Xi Jinping calls for tighter ideological control in China's universities

This picture taken on December 24, 2014 shows university students wearing traditional Chinese outfits holding banners reading "Resist Christmas, Chinese people should not celebrate foreign festivals" in Changsha, central China's Hunan province during
This picture taken on December 24, 2014 shows university students wearing traditional Chinese outfits holding banners reading "Resist Christmas, Chinese people should not celebrate foreign festivals" in Changsha, central China's Hunan province during an anti-Christmas street protest. -- PHOTO: AFP

BEIJING (Reuters) - Chinese President Xi Jinping has called for greater "ideological guidance" in China's universities and urged the study of Marxism, state media reported on Monday, as the country tightens control on Western ideology.

Xi's comments are the latest sign of his politically conservative agenda and come amid a ratcheting up of controls over the media, dissidents and the internet.

China's Communist Party has signalled that it will not embark on political reform, despite hopes that Xi, the son of a former liberal-minded vice premier, may loosen up.

Xi said universities had to "shoulder the burden of learning and researching the dissemination of Marxism", Xinhua state news agency said.

Xi called on the authorities to step up the party's "leadership and guidance" in universities as well as to"strengthen and improve the ideological and political work".

The campuses should "cultivate and practice the core values of socialism in their teaching", Xi said.

Curricula and speech at Chinese universities are tightly controlled by the government, though students have at times pushed the limits, including during the 1989 Tiananmen Square pro-democracy protests that were brutally suppressed by the army.

An influential party journal said in September that one of China's top universities, Peking University, had urged students and teachers to "fight" criticism of the party.

Last year, a liberal Chinese economist who had been an outspoken critic of the party was expelled from Peking University after he called for democratic reforms.

Xi has espoused old school Maoism as he seeks to court powerful conservative elements in the party.
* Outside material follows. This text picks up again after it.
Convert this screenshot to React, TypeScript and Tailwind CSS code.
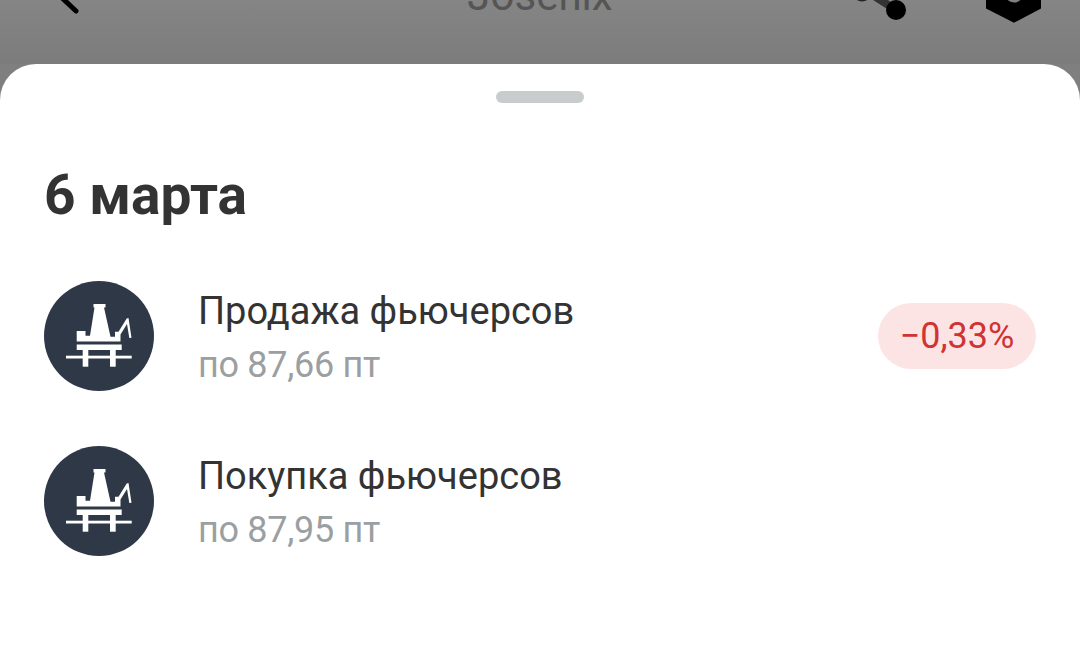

Like many officials before him, Xi is steeped in the party's long-held belief that loosening control too quickly, or even at all, could lead to chaos and the break up of the country.

Xi's administration has overseen a crackdown on dissidents and on freedom of expression that many rights activists say is the most sustained and severe in years.

Last week, Chinese media reported that a university in northwestern China had banned Christmas, calling it a "kitsch" foreign celebration unbefitting of the country's own traditions and made students watch propaganda films instead.